Keefe represents Sarah Deatherage, widow of state trooper Kyle Deatherage.

He died in 2012, when a truck hit him on Interstate 55 in Montgomery County.

She sued DOT Transportation, DOT Foods, and driver Johnny Felton last year, and they moved for transfer to Montgomery County.

Ruth held a hearing on June 23, 2013, and denied the motion the next day.

Defendants petitioned the Fifth District for leave to appeal. Justices Melissa Chapman and Judy Cates denied it last September, with Spomer dissenting.

Defendants petitioned the Illinois Supreme Court for leave to appeal.
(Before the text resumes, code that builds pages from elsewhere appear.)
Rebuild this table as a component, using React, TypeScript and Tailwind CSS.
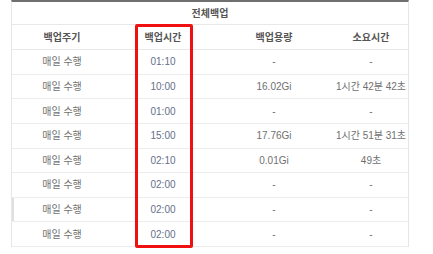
const rows = [
  { cycle: '매일 수행', time: '01:10', size: '-', took: '-' },
  { cycle: '매일 수행', time: '10:00', size: '16.02Gi', took: '1시간 42분 42초' },
  { cycle: '매일 수행', time: '01:00', size: '-', took: '-' },
  { cycle: '매일 수행', time: '15:00', size: '17.76Gi', took: '1시간 51분 31초' },
  { cycle: '매일 수행', time: '02:10', size: '0.01Gi', took: '49초' },
  { cycle: '매일 수행', time: '02:00', size: '-', took: '-' },
  { cycle: '매일 수행', time: '02:00', size: '-', took: '-' },
  { cycle: '매일 수행', time: '02:00', size: '-', took: '-' },
];

const cols = 'grid grid-cols-[100px_102px_120px_74px]';

export default function App() {
  return (
    <div
      className="w-[433px] h-[254px] bg-white overflow-hidden"
      style={{ fontFamily: '"Liberation Sans", "Noto Sans CJK KR", sans-serif' }}
    >
      <div className="relative ml-[11px] w-[398px] border-t-2 border-t-[#6f6f6f] border-x border-x-[#e6e6e6]">
        {/* 제목 */}
        <div className="h-[23px] border-b border-[#e8e8e8] flex items-center justify-center text-[10px] font-bold text-[#555]">
          전체백업
        </div>

        {/* 헤더 */}
        <div className={`${cols} h-[25px] border-b border-[#e8e8e8] text-[10px] font-bold text-[#555]`}>
          <div className="flex items-center justify-center">백업주기</div>
          <div className="flex items-center justify-center">백업시간</div>
          <div className="flex items-center justify-center">백업용량</div>
          <div className="flex items-center justify-center">소요시간</div>
        </div>

        {rows.map((r, i) => (
          <div
            key={i}
            className={`${cols} h-[24.625px] border-b border-[#ececec] text-[10px] text-[#707070] ${i === 6 ? 'shadow-[inset_2px_0_0_#e0e0e0]' : ''}`}
          >
            <div className="flex items-center justify-center">{r.cycle}</div>
            <div className="flex items-center justify-center text-[#66708a]">{r.time}</div>
            <div className="flex items-center justify-center">{r.size}</div>
            <div className="flex items-center justify-center whitespace-nowrap">{r.took}</div>
          </div>
        ))}

        {/* 강조 박스 */}
        <div className="absolute left-[123px] top-[22px] w-[58px] h-[224px] border-[3px] border-[#f01010] rounded-[2px] pointer-events-none" />
      </div>
    </div>
  );
}
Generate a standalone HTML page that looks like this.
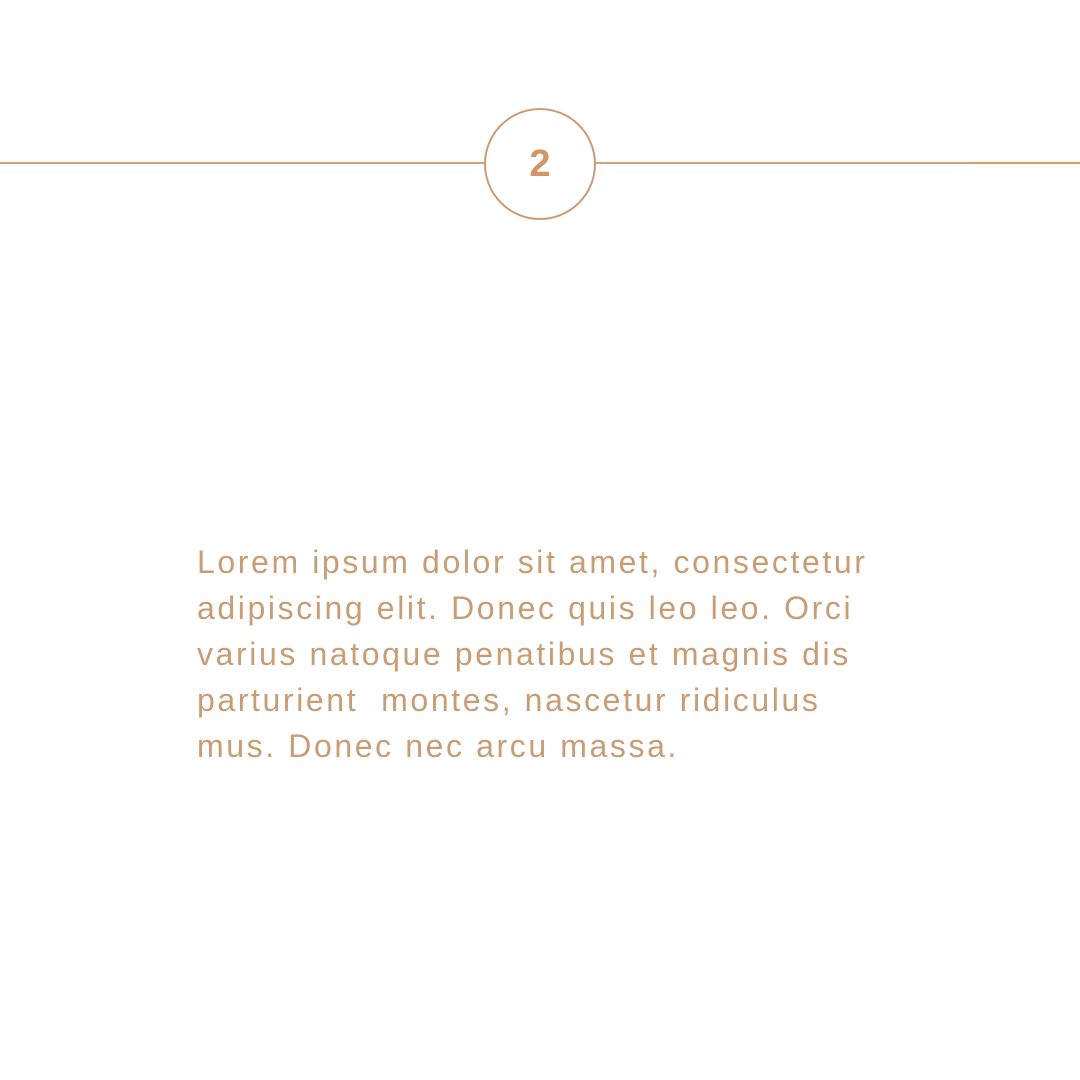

The Supreme Court denied it but directed the Fifth District to grant an appeal.

The Fifth District granted an appeal this January, and set oral argument.

Keefe told reporters that at oral argument, there was a different panel.

He said Spomer was there, but neither Cates nor Chapman was there.

“I have never had that happen in 25 years," he said. "I have never seen a panel broken that way.”

Spomer, Welch, and Schwarm reversed Ruth on Sept. 30, directing him to transfer the suit to Montgomery County, Sangamon County, or Brown County.

Spomer wrote that DOT Foods and DOT Transportation have no office in Madison County and are not doing business there.

He calculated Madison County’s share of DOT Foods sales for 2012 at .0024 percent.

He calculated that hauls originating in Madison County generated .0027 percent of DOT Transportation revenues in 2012.

Keefe told reporters that facts came to light the week before the press conference.

He said DOT Foods gave Karmeier $5,000 on Sept. 27, John Tracy, president of DOT Foods, gave Karmeier $1,000 on Oct. 7, and DOT Foods gave another $5,000 on Oct. 23.

“I’d like to know why,” Keefe said.

A reporter asked about the timing of the press conference and the current television campaign against Karmeier’s retention.

“That’s not a connection for me to make,” he said.

A reporter asked if contributions of plaintiff firms to that campaign are proper.

“I’m not here to politicize this,” Keefe said.

He said he would ask the Supreme Court to send the case back to the Fifth District for a hearing before the original panel of Cates, Chapman and Spomer.

He said Karmeier appointed Spomer and Schwarm.

When a reporter asked if Karmeier played a role in their decision, Keefe said he didn’t know.

“I’m just telling you the facts I have," he said, "I’m not here to cast any aspersions.”

He said Sarah Deatherage and her two children live in Madison County.

"They didn’t go forum shopping,” he said.

He said that at the Fifth District, “I argued like crazy that this was the plaintiff’s home town.”

The Fifth District will issue its mandate to Ruth on Nov. 9.